## begin

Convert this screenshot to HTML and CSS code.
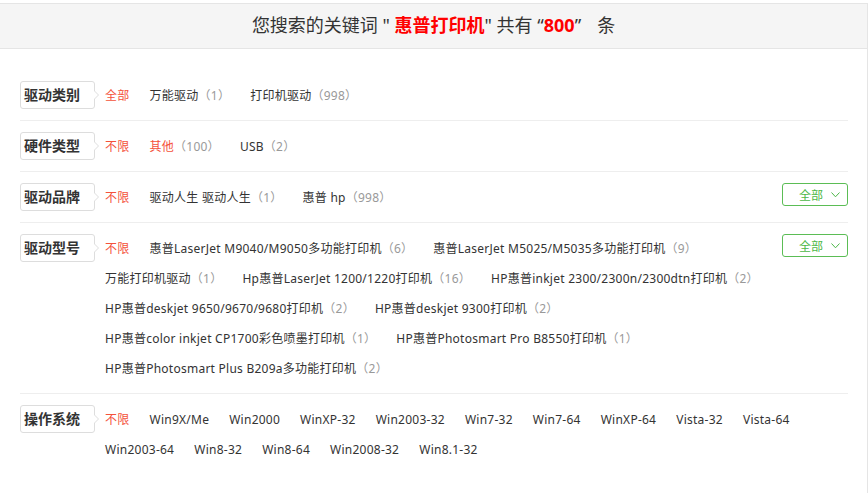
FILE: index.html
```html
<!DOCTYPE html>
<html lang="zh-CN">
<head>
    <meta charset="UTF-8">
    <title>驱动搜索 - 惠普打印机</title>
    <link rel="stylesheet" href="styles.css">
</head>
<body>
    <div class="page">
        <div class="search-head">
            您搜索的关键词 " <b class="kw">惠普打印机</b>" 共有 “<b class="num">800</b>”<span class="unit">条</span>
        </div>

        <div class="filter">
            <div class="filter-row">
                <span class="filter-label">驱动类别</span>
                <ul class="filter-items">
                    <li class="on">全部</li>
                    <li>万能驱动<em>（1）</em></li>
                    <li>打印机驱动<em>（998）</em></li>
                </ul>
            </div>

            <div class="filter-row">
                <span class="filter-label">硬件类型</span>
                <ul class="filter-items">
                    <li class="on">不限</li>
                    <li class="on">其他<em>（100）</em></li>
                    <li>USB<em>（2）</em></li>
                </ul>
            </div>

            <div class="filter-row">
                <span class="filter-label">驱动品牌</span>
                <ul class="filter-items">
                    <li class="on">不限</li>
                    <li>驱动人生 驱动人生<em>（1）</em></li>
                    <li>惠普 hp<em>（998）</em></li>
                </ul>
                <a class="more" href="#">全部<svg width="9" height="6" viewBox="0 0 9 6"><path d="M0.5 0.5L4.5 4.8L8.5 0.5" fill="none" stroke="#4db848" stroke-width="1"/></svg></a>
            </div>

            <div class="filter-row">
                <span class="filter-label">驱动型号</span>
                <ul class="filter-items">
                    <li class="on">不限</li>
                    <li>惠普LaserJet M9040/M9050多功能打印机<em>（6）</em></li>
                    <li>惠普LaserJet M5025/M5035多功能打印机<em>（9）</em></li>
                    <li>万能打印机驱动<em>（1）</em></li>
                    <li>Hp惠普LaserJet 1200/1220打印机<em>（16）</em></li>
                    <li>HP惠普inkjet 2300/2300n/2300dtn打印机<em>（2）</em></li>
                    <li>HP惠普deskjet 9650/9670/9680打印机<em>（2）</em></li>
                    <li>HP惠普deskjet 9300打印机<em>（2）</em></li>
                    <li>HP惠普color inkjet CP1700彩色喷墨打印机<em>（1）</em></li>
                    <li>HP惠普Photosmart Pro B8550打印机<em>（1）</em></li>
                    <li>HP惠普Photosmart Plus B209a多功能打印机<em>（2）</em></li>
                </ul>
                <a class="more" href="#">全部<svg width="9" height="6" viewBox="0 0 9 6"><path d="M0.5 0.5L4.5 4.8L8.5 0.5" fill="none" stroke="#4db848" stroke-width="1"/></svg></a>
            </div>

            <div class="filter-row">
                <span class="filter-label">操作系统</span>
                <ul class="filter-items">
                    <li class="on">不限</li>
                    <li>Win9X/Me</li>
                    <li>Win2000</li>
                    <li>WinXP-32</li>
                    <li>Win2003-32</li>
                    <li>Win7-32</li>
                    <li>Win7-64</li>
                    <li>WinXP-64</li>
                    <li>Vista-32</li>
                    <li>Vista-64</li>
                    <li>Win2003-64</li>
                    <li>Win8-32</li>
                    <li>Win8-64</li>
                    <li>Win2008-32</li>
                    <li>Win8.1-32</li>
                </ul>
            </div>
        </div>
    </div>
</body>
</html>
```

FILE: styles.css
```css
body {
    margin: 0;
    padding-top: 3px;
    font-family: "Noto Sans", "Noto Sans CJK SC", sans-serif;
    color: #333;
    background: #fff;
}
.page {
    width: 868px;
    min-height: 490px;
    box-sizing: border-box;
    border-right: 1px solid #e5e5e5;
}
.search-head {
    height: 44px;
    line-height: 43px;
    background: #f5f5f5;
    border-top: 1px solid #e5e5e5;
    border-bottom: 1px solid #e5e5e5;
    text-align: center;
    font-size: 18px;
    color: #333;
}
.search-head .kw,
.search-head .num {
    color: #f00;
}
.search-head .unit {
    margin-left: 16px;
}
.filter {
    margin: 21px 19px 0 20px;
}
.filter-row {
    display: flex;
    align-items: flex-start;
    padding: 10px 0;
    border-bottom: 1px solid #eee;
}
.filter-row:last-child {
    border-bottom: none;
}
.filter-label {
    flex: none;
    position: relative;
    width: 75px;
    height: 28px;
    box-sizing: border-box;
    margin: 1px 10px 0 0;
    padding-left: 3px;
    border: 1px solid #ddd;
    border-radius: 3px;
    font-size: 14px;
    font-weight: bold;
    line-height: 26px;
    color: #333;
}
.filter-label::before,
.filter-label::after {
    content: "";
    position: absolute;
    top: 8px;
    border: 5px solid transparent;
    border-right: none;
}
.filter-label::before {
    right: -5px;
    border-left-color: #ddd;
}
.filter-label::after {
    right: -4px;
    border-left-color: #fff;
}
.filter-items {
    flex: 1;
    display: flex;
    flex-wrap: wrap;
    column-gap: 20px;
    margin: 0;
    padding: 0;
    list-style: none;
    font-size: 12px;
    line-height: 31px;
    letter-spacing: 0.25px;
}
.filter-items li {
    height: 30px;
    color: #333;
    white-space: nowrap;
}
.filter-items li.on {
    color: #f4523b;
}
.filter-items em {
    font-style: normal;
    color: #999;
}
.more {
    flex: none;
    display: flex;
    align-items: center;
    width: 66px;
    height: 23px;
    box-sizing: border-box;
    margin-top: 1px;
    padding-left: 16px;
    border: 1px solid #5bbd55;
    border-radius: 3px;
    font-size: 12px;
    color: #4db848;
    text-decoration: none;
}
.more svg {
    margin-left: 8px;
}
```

## end

Omit the pictures and output all of the other material exactly.

▶ [Output below]:
Convert this screenshot to HTML and CSS code.
FILE: index.html
```html
<!DOCTYPE html>
<html lang="zh-CN">
<head>
    <meta charset="UTF-8">
    <title>驱动搜索 - 惠普打印机</title>
    <link rel="stylesheet" href="styles.css">
</head>
<body>
    <div class="page">
        <div class="search-head">
            您搜索的关键词 " <b class="kw">惠普打印机</b>" 共有 “<b class="num">800</b>”<span class="unit">条</span>
        </div>

        <div class="filter">
            <div class="filter-row">
                <span class="filter-label">驱动类别</span>
                <ul class="filter-items">
                    <li class="on">全部</li>
                    <li>万能驱动<em>（1）</em></li>
                    <li>打印机驱动<em>（998）</em></li>
                </ul>
            </div>

            <div class="filter-row">
                <span class="filter-label">硬件类型</span>
                <ul class="filter-items">
                    <li class="on">不限</li>
                    <li class="on">其他<em>（100）</em></li>
                    <li>USB<em>（2）</em></li>
                </ul>
            </div>

            <div class="filter-row">
                <span class="filter-label">驱动品牌</span>
                <ul class="filter-items">
                    <li class="on">不限</li>
                    <li>驱动人生 驱动人生<em>（1）</em></li>
                    <li>惠普 hp<em>（998）</em></li>
                </ul>
                <a class="more" href="#">全部<svg width="9" height="6" viewBox="0 0 9 6"><path d="M0.5 0.5L4.5 4.8L8.5 0.5" fill="none" stroke="#4db848" stroke-width="1"/></svg></a>
            </div>

            <div class="filter-row">
                <span class="filter-label">驱动型号</span>
                <ul class="filter-items">
                    <li class="on">不限</li>
                    <li>惠普LaserJet M9040/M9050多功能打印机<em>（6）</em></li>
                    <li>惠普LaserJet M5025/M5035多功能打印机<em>（9）</em></li>
                    <li>万能打印机驱动<em>（1）</em></li>
                    <li>Hp惠普LaserJet 1200/1220打印机<em>（16）</em></li>
                    <li>HP惠普inkjet 2300/2300n/2300dtn打印机<em>（2）</em></li>
                    <li>HP惠普deskjet 9650/9670/9680打印机<em>（2）</em></li>
                    <li>HP惠普deskjet 9300打印机<em>（2）</em></li>
                    <li>HP惠普color inkjet CP1700彩色喷墨打印机<em>（1）</em></li>
                    <li>HP惠普Photosmart Pro B8550打印机<em>（1）</em></li>
                    <li>HP惠普Photosmart Plus B209a多功能打印机<em>（2）</em></li>
                </ul>
                <a class="more" href="#">全部<svg width="9" height="6" viewBox="0 0 9 6"><path d="M0.5 0.5L4.5 4.8L8.5 0.5" fill="none" stroke="#4db848" stroke-width="1"/></svg></a>
            </div>

            <div class="filter-row">
                <span class="filter-label">操作系统</span>
                <ul class="filter-items">
                    <li class="on">不限</li>
                    <li>Win9X/Me</li>
                    <li>Win2000</li>
                    <li>WinXP-32</li>
                    <li>Win2003-32</li>
                    <li>Win7-32</li>
                    <li>Win7-64</li>
                    <li>WinXP-64</li>
                    <li>Vista-32</li>
                    <li>Vista-64</li>
                    <li>Win2003-64</li>
                    <li>Win8-32</li>
                    <li>Win8-64</li>
                    <li>Win2008-32</li>
                    <li>Win8.1-32</li>
                </ul>
            </div>
        </div>
    </div>
</body>
</html>
```

FILE: styles.css
```css
body {
    margin: 0;
    padding-top: 3px;
    font-family: "Noto Sans", "Noto Sans CJK SC", sans-serif;
    color: #333;
    background: #fff;
}
.page {
    width: 868px;
    min-height: 490px;
    box-sizing: border-box;
    border-right: 1px solid #e5e5e5;
}
.search-head {
    height: 44px;
    line-height: 43px;
    background: #f5f5f5;
    border-top: 1px solid #e5e5e5;
    border-bottom: 1px solid #e5e5e5;
    text-align: center;
    font-size: 18px;
    color: #333;
}
.search-head .kw,
.search-head .num {
    color: #f00;
}
.search-head .unit {
    margin-left: 16px;
}
.filter {
    margin: 21px 19px 0 20px;
}
.filter-row {
    display: flex;
    align-items: flex-start;
    padding: 10px 0;
    border-bottom: 1px solid #eee;
}
.filter-row:last-child {
    border-bottom: none;
}
.filter-label {
    flex: none;
    position: relative;
    width: 75px;
    height: 28px;
    box-sizing: border-box;
    margin: 1px 10px 0 0;
    padding-left: 3px;
    border: 1px solid #ddd;
    border-radius: 3px;
    font-size: 14px;
    font-weight: bold;
    line-height: 26px;
    color: #333;
}
.filter-label::before,
.filter-label::after {
    content: "";
    position: absolute;
    top: 8px;
    border: 5px solid transparent;
    border-right: none;
}
.filter-label::before {
    right: -5px;
    border-left-color: #ddd;
}
.filter-label::after {
    right: -4px;
    border-left-color: #fff;
}
.filter-items {
    flex: 1;
    display: flex;
    flex-wrap: wrap;
    column-gap: 20px;
    margin: 0;
    padding: 0;
    list-style: none;
    font-size: 12px;
    line-height: 31px;
    letter-spacing: 0.25px;
}
.filter-items li {
    height: 30px;
    color: #333;
    white-space: nowrap;
}
.filter-items li.on {
    color: #f4523b;
}
.filter-items em {
    font-style: normal;
    color: #999;
}
.more {
    flex: none;
    display: flex;
    align-items: center;
    width: 66px;
    height: 23px;
    box-sizing: border-box;
    margin-top: 1px;
    padding-left: 16px;
    border: 1px solid #5bbd55;
    border-radius: 3px;
    font-size: 12px;
    color: #4db848;
    text-decoration: none;
}
.more svg {
    margin-left: 8px;
}
```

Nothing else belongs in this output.